How Would Fractional CFO Services Fit Into Your Company's Plans?

9 March 2023
 Categories: Business, Blog

Many businesses need a chief financial officer to handle analysis, budgeting, and forecasting requirements. Keeping a full-time CFO around can be hard to justify at many startups and small businesses, though. Fractional CFO services fill this gap by providing a high level of skill without the commitment to a full-time position.

You may fairly wonder how fractional chief financial officer services would fit into your company. This article will look at this and several other questions about working with a fractional CFO.

What Makes a CFO Fractional?

Generally, the fractional model involves outsourcing the job to someone who works remotely. The CFO is fractional because they split their time across several companies. It is a form of outsourcing, but it involves a higher level of an executive role than many businesses might outsource. You have a fractional need for their services, and they make up the difference in their pay by sharing their advice and skills elsewhere.


Especially if you have decent financial chops, you might wonder if a fractional CFO is necessary. For example, the CEO of a lumber business might have a background in commodities trading. They may feel quite confident assembling a company performance forecast with high, low, and middle scenarios.

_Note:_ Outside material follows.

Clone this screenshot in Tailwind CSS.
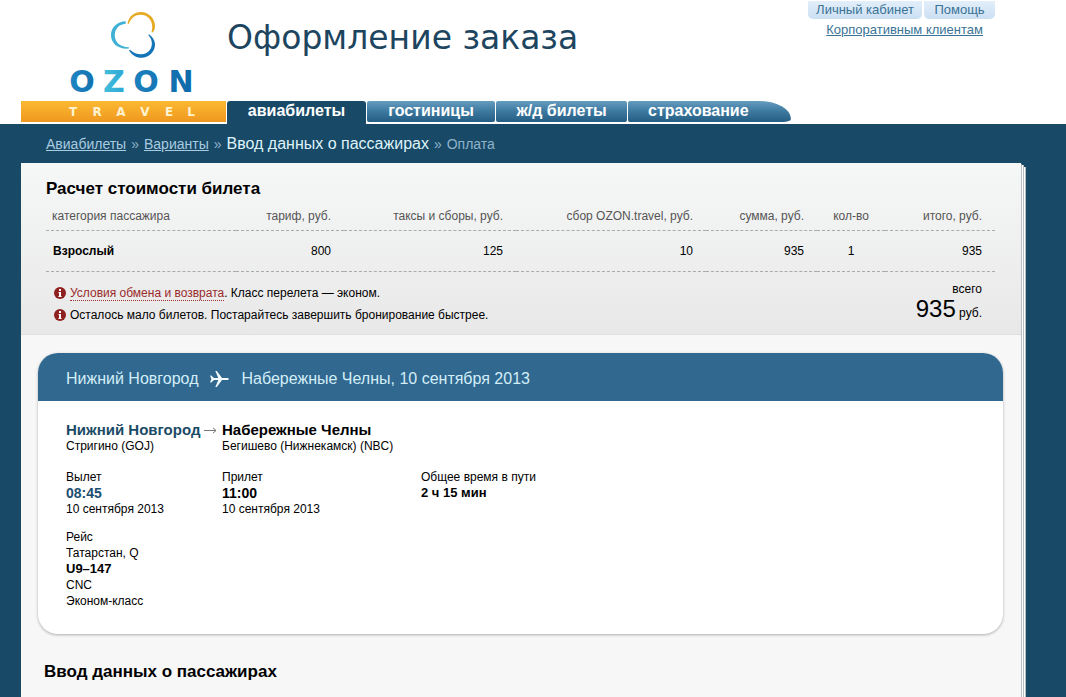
<!DOCTYPE html>
<html lang="ru">
<head>
<meta charset="utf-8">
<meta name="viewport" content="width=device-width, initial-scale=1">
<title>OZON Travel — Оформление заказа</title>
<script src="https://cdn.jsdelivr.net/npm/@tailwindcss/browser@4"></script>
</head>
<body class="flex min-h-screen flex-col bg-[#184966] font-['Liberation_Sans',Arial,sans-serif] text-[12px] leading-4 text-black">

<header class="flex h-[124px] bg-white pl-[21px]">
  <a href="#" aria-label="OZON Travel" class="mr-px block w-[205px] shrink-0">
    <svg width="205" height="124" viewBox="21 0 205 124" class="block">
      <defs>
        <linearGradient id="bar" x1="0" y1="0" x2="0" y2="1"><stop offset="0" stop-color="#fcb932"/><stop offset="1" stop-color="#ee981f"/></linearGradient>
        <linearGradient id="word" gradientUnits="userSpaceOnUse" x1="69" y1="0" x2="195" y2="0"><stop offset="0" stop-color="#1f86c4"/><stop offset=".22" stop-color="#1270ae"/><stop offset=".25" stop-color="#45c0dc"/><stop offset=".48" stop-color="#2aa3d4"/><stop offset=".51" stop-color="#1a80be"/><stop offset="1" stop-color="#0e68a8"/></linearGradient>
      </defs>
      <path d="M127.500 23.500C129 15.500 135 11.500 142 12C150 13 155.500 19.500 155 27C154.800 29 154 31 152.500 32.500L151.500 32.200C153.500 25 151.500 18 144.500 15.300C138 13.200 131.500 16 128.700 24Z" fill="#e5ab25"/>
      <path d="M125.800 21.200C117 21.500 111 27.500 111 35C111 43 117.500 49.500 129 48.600L128.800 47.300C120.500 47 114.800 42.500 114.800 35.500C114.800 29 118.500 24.500 125.600 23.700Z" fill="#3eb1d4"/>
      <path d="M129 50.300C132 55.500 137 58.300 142.500 57.800C150 57 155 51 155 44.500C155 40.500 152.500 36.500 148.800 34.200L148.400 35.300C152 39 153 44.500 150.500 49C147 55.500 137 56.500 130 49.800Z" fill="#1574b5"/>
      <text y="92" x="82 114 146 181" text-anchor="middle" font-family="DejaVu Sans" font-weight="bold" font-size="30" fill="url(#word)">OZON</text>
      <rect x="21" y="101" width="205" height="21" fill="url(#bar)"/>
      <text y="116" x="73 97 121 145 169 191" text-anchor="middle" font-family="DejaVu Sans" font-weight="bold" font-size="12" fill="#fff3d0">TRAVEL</text>
    </svg>
  </a>
  <div class="flex min-w-0 flex-1 flex-col justify-between">
    <div class="flex justify-between">
      <h1 class="mt-4 font-['DejaVu_Sans',Verdana,sans-serif] text-[33px] leading-[44px] whitespace-nowrap text-[#1d4560]">Оформление заказа</h1>
      <div class="mt-px mr-[71px] text-[13px] text-[#3a7396]">
        <div class="flex gap-0.5 text-center">
          <a href="#" class="h-[18px] w-[114px] rounded-b-[5px] bg-linear-to-b from-[#e3effa] to-[#cbdff3] leading-[18px]">Личный кабинет</a>
          <a href="#" class="h-[18px] w-[71px] rounded-b-[5px] bg-linear-to-b from-[#e3effa] to-[#cbdff3] leading-[18px]">Помощь</a>
        </div>
        <a href="#" class="mt-[3px] mr-3 block text-right underline">Корпоративным клиентам</a>
      </div>
    </div>
    <nav class="flex h-[23px] gap-px text-center text-[16px] leading-5 font-bold text-white">
      <a href="#" aria-current="page" class="w-[139px] rounded-t-[3px] bg-[#184966]">авиабилеты</a>
      <a href="#" class="h-[21px] w-[128px] rounded-[2px] bg-linear-to-b from-[#659dbf] via-[#3d789f] to-[#245e83]">гостиницы</a>
      <a href="#" class="h-[21px] w-[131px] rounded-[2px] bg-linear-to-b from-[#659dbf] via-[#3d789f] to-[#245e83]">ж/д билеты</a>
      <a href="#" class="h-[21px] w-[163px] bg-linear-to-b from-[#659dbf] via-[#3d789f] to-[#245e83] pl-5 text-left [border-radius:2px_32px_8px_2px/2px_18px_3px_2px]">страхование</a>
    </nav>
  </div>
</header>

<nav aria-label="Шаги заказа" class="flex h-[39px] items-center gap-[5px] pl-[46px] text-[14px] text-[#8fb3ca]">
  <a href="#" class="text-[#a9cbe0] underline">Авиабилеты</a><span>»</span>
  <a href="#" class="text-[#a9cbe0] underline">Варианты</a><span>»</span>
  <span class="text-[16px] text-[#dff3fb]">Ввод данных о пассажирах</span><span>»</span>
  <span>Оплата</span>
</nav>

<div class="mr-10 ml-[21px] flex flex-1">
  <main class="min-w-0 flex-1 rounded-tr-[3px] border-r border-[#b9bec2] bg-[#f7f7f7]">
    <section class="h-[172px] border-b border-[#dfdfdf] bg-linear-to-b from-[#f6f7f7] to-[#e8e8e8] pt-4 pr-[26px] pl-[25px]">
      <h2 class="text-[17px] leading-5 font-bold">Расчет стоимости билета</h2>
      <table class="mt-1 w-full table-fixed border-collapse">
        <colgroup><col><col class="w-[108px]"><col class="w-[172px]"><col class="w-[190px]"><col class="w-[111px]"><col class="w-[68px]"><col class="w-[110px]"></colgroup>
        <thead>
          <tr class="h-[27px] border-b border-dashed border-[#ababab] text-right whitespace-nowrap text-[#555]">
            <th scope="col" class="pl-1.5 text-left font-normal">категория пассажира</th>
            <th scope="col" class="pr-[13px] font-normal">тариф, руб.</th>
            <th scope="col" class="pr-[13px] font-normal">таксы и сборы, руб.</th>
            <th scope="col" class="pr-[13px] font-normal">сбор OZON.travel, руб.</th>
            <th scope="col" class="pr-[13px] font-normal">сумма, руб.</th>
            <th scope="col" class="text-center font-normal">кол-во</th>
            <th scope="col" class="pr-[13px] font-normal">итого, руб.</th>
          </tr>
        </thead>
        <tbody>
          <tr class="h-[41px] border-b border-dashed border-[#ababab] text-right">
            <th scope="row" class="pl-[7px] text-left font-bold">Взрослый</th>
            <td class="pr-[13px]">800</td>
            <td class="pr-[13px]">125</td>
            <td class="pr-[13px]">10</td>
            <td class="pr-[13px]">935</td>
            <td class="text-center">1</td>
            <td class="pr-[13px]">935</td>
          </tr>
        </tbody>
      </table>
      <div class="flex justify-between pt-[9px] pr-[13px] pl-2">
        <ul class="space-y-1.5 pt-1">
          <li class="flex items-center gap-1">
            <svg class="size-3 shrink-0" viewBox="0 0 12 12" aria-hidden="true"><circle cx="6" cy="6" r="6" fill="#8f2020"/><path d="M5 2h2v2H5zM4.500 5H7v4h.6v1H4.400V9H5V6h-.5z" fill="#fff"/></svg>
            <span><a href="#" class="border-b border-dotted border-[#a03030] text-[#9a2a2a]">Условия обмена и возврата</a>. Класс перелета — эконом.</span>
          </li>
          <li class="flex items-center gap-1">
            <svg class="size-3 shrink-0" viewBox="0 0 12 12" aria-hidden="true"><circle cx="6" cy="6" r="6" fill="#8f2020"/><path d="M5 2h2v2H5zM4.500 5H7v4h.6v1H4.400V9H5V6h-.5z" fill="#fff"/></svg>
            <span>Осталось мало билетов. Постарайтесь завершить бронирование быстрее.</span>
          </li>
        </ul>
        <p class="text-right">всего<br><span class="text-[24px] leading-6">935</span> руб.</p>
      </div>
    </section>

    <article class="mr-[18px] ml-[17px] mt-[18px] overflow-hidden rounded-[20px] bg-white shadow-[0_1px_3px_rgba(0,0,0,0.3)]">
      <h3 class="flex h-12 items-center gap-3 bg-[#30688f] pt-1 pl-7 text-[16px] leading-5 text-[#d3eef8]">
        Нижний Новгород
        <svg width="19" height="16" viewBox="0 0 19 16" aria-hidden="true"><path d="M0 4.500h1.200L4 7h4.300L5.300 0h1.500l5.200 7h4.500c1.500 0 2.500.5 2.500 1s-1 1-2.500 1H12l-5.200 7H5.300l3-7H4l-2.800 2.500H0L1.400 8z" fill="#f2fbff"/></svg>
        Набережные Челны, 10 сентября 2013
      </h3>
      <div class="grid grid-cols-[156px_199px_1fr] px-7 pt-[21px] pb-[25px] whitespace-nowrap">
        <div>
          <p class="flex items-center gap-1 text-[15px] font-bold text-[#1b4a66]">Нижний Новгород
            <svg width="13" height="7" viewBox="0 0 13 7" aria-hidden="true"><path d="M0 3.500h12M9 .8l3 2.700-3 2.700" fill="none" stroke="#777"/></svg>
          </p>
          <p>Стригино (GOJ)</p>
        </div>
        <div class="col-span-2">
          <p class="text-[15px] font-bold">Набережные Челны</p>
          <p>Бегишево (Нижнекамск) (NBC)</p>
        </div>
        <div class="mt-[15px]">
          <p>Вылет</p>
          <p class="text-[14px] font-bold text-[#1b4f70]">08:45</p>
          <p>10 сентября 2013</p>
        </div>
        <div class="mt-[15px]">
          <p>Прилет</p>
          <p class="text-[14px] font-bold">11:00</p>
          <p>10 сентября 2013</p>
        </div>
        <div class="mt-[15px]">
          <p>Общее время в пути</p>
          <p class="text-[13px] font-bold">2 ч 15 мин</p>
        </div>
        <div class="mt-3">
          <p>Рейс</p>
          <p>Татарстан, Q</p>
          <p class="text-[13px] font-bold">U9–147</p>
          <p>CNC</p>
          <p>Эконом-класс</p>
        </div>
      </div>
    </article>

    <h2 class="mt-7 pl-[23px] text-[17px] leading-5 font-bold">Ввод данных о пассажирах</h2>
  </main>
  <div class="mt-0.5 w-0.5 border-r border-[#b9bec2] bg-white"></div>
  <div class="mt-1 w-0.5 border-r border-[#b9bec2] bg-white"></div>
</div>

</body>
</html>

Does this company need fractional CFO services? A major argument for the company does need one is that the role has to be independent of the CEO. The company benefits from the increased trust in the CFO's projects. Likewise, the CEO benefits from hearing an independent viewpoint. Particularly in businesses where there may be few people with legitimate executive experience, it can help to have another voice coming from an executive viewpoint.

Big Moves

Fractional chief financial officer services become especially valuable when a small company starts planning big moves. Suppose your company has grown large enough that a suitor is proposing a merger or an acquisition. You need someone to study whether the deal represents good value for your business. Depending on the CFO's input you might reject the offer outright or propose a different valuation for your part of the proposed combined enterprise.


The head of a successful business, especially one that's growing, may find many things are pulling their attention in different directions. What may have been a manageable level of attention five years ago can become overloaded as your operation grows. Adding fractional CFO services to your organization will allow them to focus on that corner of the operation. You can then take on more of a strategic role, focusing on decision-making rather than analyzing and reporting.